Senate Considers FACT Act, Asbestos Claims
The U.S. Senate Judiciary Committee today will begin discussing the Furthering Asbestos Claims Transparency (FACT) Act — despite growing, widespread opposition.
Groups of veterans, teachers, firefighters, municipal, county and state workers delivered letters Monday to ranking Senate Judiciary Committee members, voicing their disapproval.
The bill would require new, stiffer requirements for those seeking compensation from asbestos trusts. The U.S. Bankruptcy Code established asbestos trusts to compensate victims of asbestos exposure. These trusts are worth an estimated $30 billion.
Earlier this year, the FACT Act was folded into a larger proposal and renamed the Fairness in Class Action Litigation and Furthering Asbestos Claim Transparency Act of 2016 (H.R. 1927). The U.S. House of Representatives recently passed that version.
For this legislation to be enacted, the Senate must pass the bill and the approval of President Barack Obama, who already vowed to veto the proposal. Although the House passed similar legislation three times in the last four years, the Senate struck down each proposal.
Opponents of the FACT Act believe it unfairly targets military veterans.
Because of the military’s past reliance on asbestos products, diseases related to asbestos exposure, including mesothelioma, have hit veterans in disproportionate numbers. An estimated 30 percent of all mesothelioma lawsuits involve veterans.

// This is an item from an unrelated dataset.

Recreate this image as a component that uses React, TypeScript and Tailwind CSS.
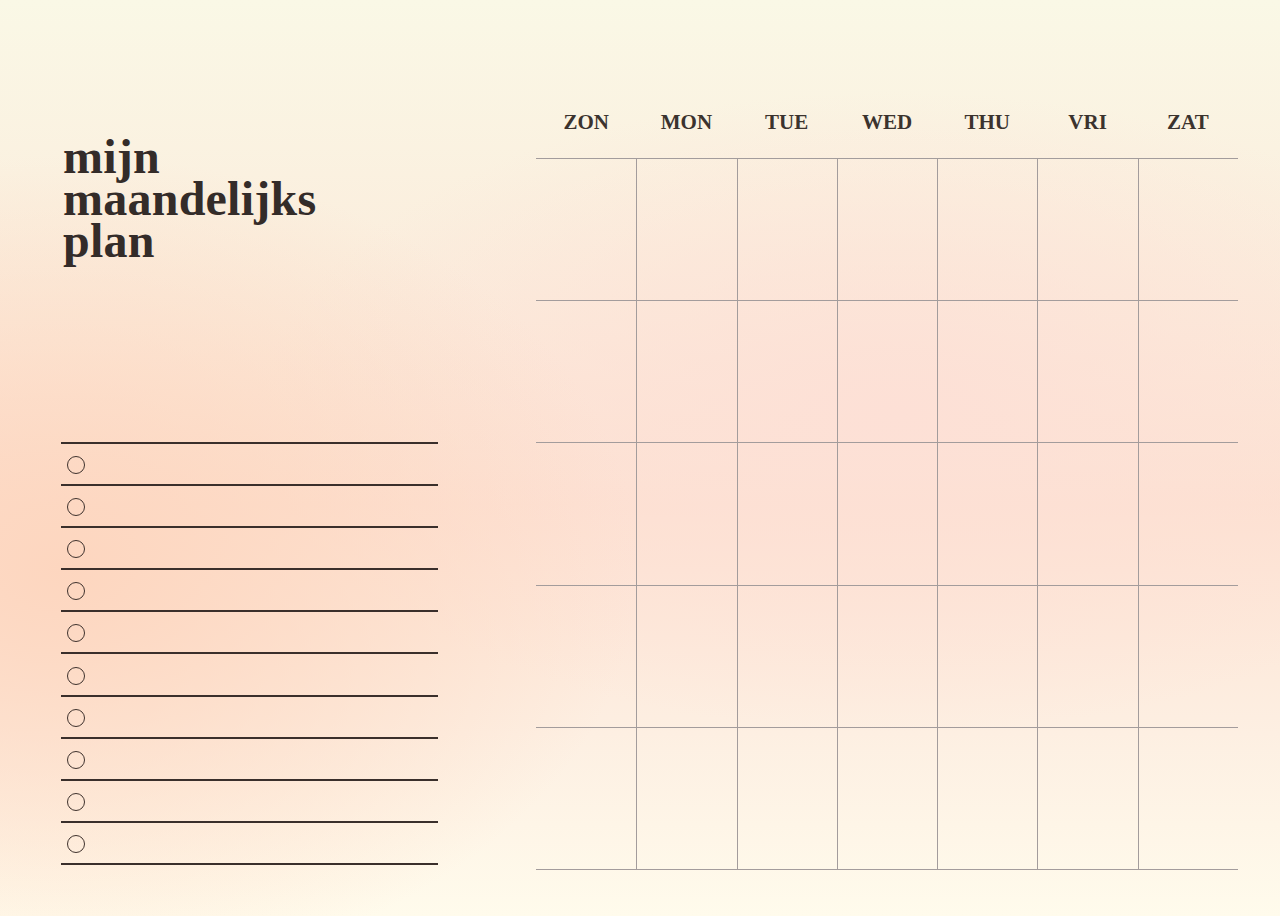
import React from "react";

const days = ["ZON", "MON", "TUE", "WED", "THU", "VRI", "ZAT"];

export default function App() {
  const cells = Array.from({ length: 35 }, (_, i) => i);
  const items = Array.from({ length: 10 }, (_, i) => i);
  return (
    <div
      className="w-[1280px] h-[916px] overflow-hidden flex bg-[radial-gradient(ellipse_45%_45%_at_5%_62%,#fdd6bf_0%,rgba(253,214,191,0)_100%),radial-gradient(ellipse_50%_35%_at_70%_45%,#fde0d6_0%,rgba(253,224,214,0)_100%),linear-gradient(180deg,#faf8e6_0%,#fbebdb_35%,#fde1d1_55%,#fdefe2_80%,#fffbec_100%)]"
      style={{ fontFamily: '"Liberation Serif", serif' }}
    >
      <div className="w-[536px] shrink-0 pl-[61px] flex flex-col">
        <h1 className="mt-[136px] text-[48px] leading-[42px] font-bold text-[#342c29] tracking-[0.005em] pl-[2px]">
          mijn
          <br />
          maandelijks
          <br />
          plan
        </h1>
        <div className="mt-[180px] w-[377px] border-t-2 border-[#3a2f2b]">
          {items.map((i) => (
            <div
              key={i}
              className="h-[42.1px] border-b-2 border-[#3a2f2b] flex items-center"
            >
              <div className="ml-[6px] mt-[2px] w-[18px] h-[18px] rounded-full border-[1.6px] border-[#3f322d]" />
            </div>
          ))}
        </div>
      </div>
      <div className="w-[702px] pt-[86px]">
        <div className="grid grid-cols-7 h-[72px] items-center">
          {days.map((d) => (
            <div
              key={d}
              className="text-center text-[21px] font-bold text-[#3b332e] leading-none"
            >
              {d}
            </div>
          ))}
        </div>
        <div className="grid grid-cols-7 border-b border-[#a39c9c]">
          {cells.map((i) => (
            <div
              key={i}
              className={
                i % 7 === 0
                  ? "h-[142.2px] border-t border-[#a39c9c]"
                  : "h-[142.2px] border-t border-l border-[#a39c9c]"
              }
            />
          ))}
        </div>
      </div>
    </div>
  );
}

“The bill is a cynical ploy by the asbestos industry to avoid compensating its victims who are seeking justice in court, many of whom are veterans who were doubly exposed; first while in uniform and then when they went on to work for companies that knowingly exposed them to the deadly fiber,” read one letter signed by members of 17 different veterans organizations.
The organizations against the bill include Vietnam Veterans of America, National Defense Council and the Air Force Sergeants Association.
The International Association of Fire Fighters, National Education Association and American Federation of State, County and Municipal Employees co-wrote another letter to the Senate Judiciary Committee.
“Victims of asbestos exposure, including first responders and teachers, among many other dedicated public employees, are entitled to compensation through companies that caused their illnesses,” that letter stated. “The measure actually is designed to help the asbestos industry avoid paying victims through delay tactics and waste of scarce trust resources set aside for victims.”
Opponents delivered the letters to Judiciary Committee Chairman U.S. Sen. Chuck Grassley, R-Iowa, and the committee’s ranking member, U.S. Sen. Patrick Leahy, D-Vt.
Undue Burden for People Affected by Asbestos
Proponents of the bill say it is designed to protect the asbestos trusts from fraudulent claims and save the funds for those entitled by law to be compensated.
The Senate’s version of the legislation, known as S. 357, would require public disclosure of asbestos exposure history, basis for compensation and complete work history. It also would require personal data such as partial social security numbers.
Opponents say it exposes the victims to possible identity theft, slows an already tedious process and places an undue burden on the victims.
Schumer Leads Fight Against FACT Act
U.S. Sen. Chuck Schumer, D-N.Y., is leading the fight against the FACT Act, vowing to block it from proceeding through the Senate. Schumer is a member of the Finance Committee’s subcommittee on Health Care. Sen. Jeff Flake, R-Ariz., officially introduced the bill in the Senate.
Schumer was especially bothered by the bill’s effects on veterans, who comprise 8 percent of the adult population, but one-third of those who file mesothelioma lawsuits.
State and federal laws currently view trust fund payments as confidential and private, not admissible in court. Under the FACT Act, the trust funds would be required to release quarterly reports with information that could be used in asbestos liability cases.